Anna Lemos è nata a Lisbona nel 1959 e vive a Roma dal 1980. Figlia di un diplomatico, ha viaggiato durante tutta la sua infanzia e adolescenza. Ha studiato Scienze politiche alla Sapienza di Roma per poi lavorare come giornalista presso l’Agenzia di stampa portoghese. Ha fatto parte del gruppo di poesia LARP e ha pubblicato una raccolta di versi dal titolo La morte e la minestra (Edizioni del Giano, 1990). Debutta nella narrativa con un romanzo che racconta una storia di abusi sessuali in famiglia che pare ispirata al recente fatto di cronaca di Natasha Kampusch, la ragazza austriaca sequestrata e violentata per anni, ma che pare troppo vissuta per essere soltanto fiction.

Secondo Dacia Maraini il romanzo è scritto con «profondità emotiva e delicatezza», ma è soprattutto vero che la sua forza è uno stile frammentario e assolutamente non letterario. Il corpo e il mare affronta un argomento scabroso e difficile come quello delle molestie sessuali subite da una ragazzina. L’autrice modella un personaggio che ha molti riferimenti con la Lolita di Nabokov, ragazzina che fa innamorare un adulto, soltanto che in questo romanzo le avances sessuali provengono dal genitore. La storia è torbida e a tratti dura, difficile da digerire, fatta di dialoghi realistici e assurdi, situazioni complesse e angosciose. Il titolo è denso di riferimenti simbolici perché il corpo rappresenta la singolarità di un essere, mentre il mare è la vita di cui il corpo è parte e a cui deve tornare ogni volta che ne è separato. L’autrice dà vita a un personaggio vivo e reale e dipinge la protagonista come una ragazza intelligente, forte e determinata. Non ci sono descrizioni di luoghi nel romanzo che si potrebbe svolgere ovunque, contano soltanto i sentimenti e le persone, conta solo la vita di Antinea, protagonista violata che cerca il suo riscatto. L’amore e l’incapacità di amare sono i veri protagonisti di un romanzo intenso che si legge come una sceneggiatura di un film e si vede fotogramma per fotogramma.
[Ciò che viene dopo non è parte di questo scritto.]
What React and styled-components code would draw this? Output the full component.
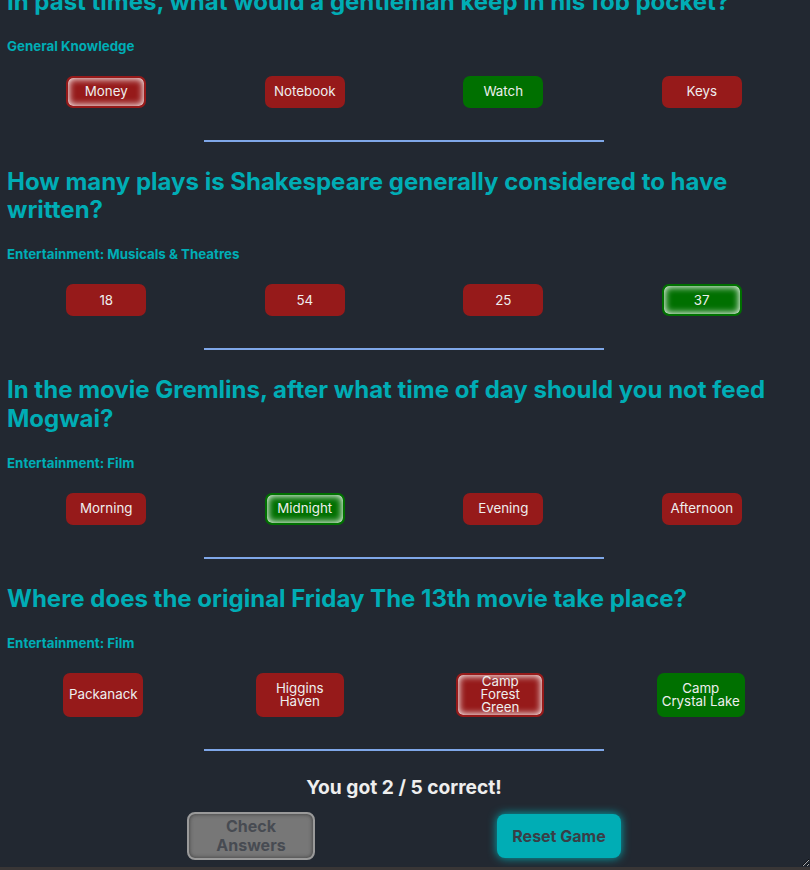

Il romanzo è scritto in prima persona come una sorta di confessione di Antinea, un diario dove la protagonista racconta la sua storia in prima persona, da quando era piccola fino alla maggiore età. Antinea è orfana di madre e cresce sola con il padre, un avvocato di successo e le fa regali in continuazione. La ragazza vive in un mondo dorato e irreale che diventa sempre più inquietante quando il padre comincia a picchiarla se lei si oppone al suo pensiero. Quando Antinea compie dieci anni cominciano le molestie sessuali del padre e lei cerca di resistere con ogni mezzo, anche la fuga e l’isolamento, persino raccontando tutto alla nonna e alle zie che però non le sono di nessun aiuto. Il romanzo è strutturato su dialoghi e periodi rapidi, spezzettati, forse proprio per sottolineare l’angoscia crescente di una protagonista che scrive in prima persona senza ipocrisie o falsi moralismi. Per dare un’idea dello stile riporto l’incipit:

Ho guardato l’orologio. Era mezzanotte e dieci e questo significava che avevo diciotto anni da dieci minuti e non mi ero accorta di nulla. La metropolitana ha cominciato a tremare, a vibrare come se avesse perso i freni in un pendio ma dal ritmo delle ruote non sembrava aver accelerato, anzi: rallentava. Ho sentito l’altoparlante annunciare la fermata successiva e ho pensato che ne mancavano altre tre alla mia. Un pensiero dovuto all’abitudine: erano già dieci minuti che non avevo più una stazione ‘mia’, visto che, non avevo più una casa a cui dover tornare.

Mi sono alzata e mi sono precipitata verso la porta. Avevo bisogno di aria aperta, mi sentivo soffocare dentro quel vagone.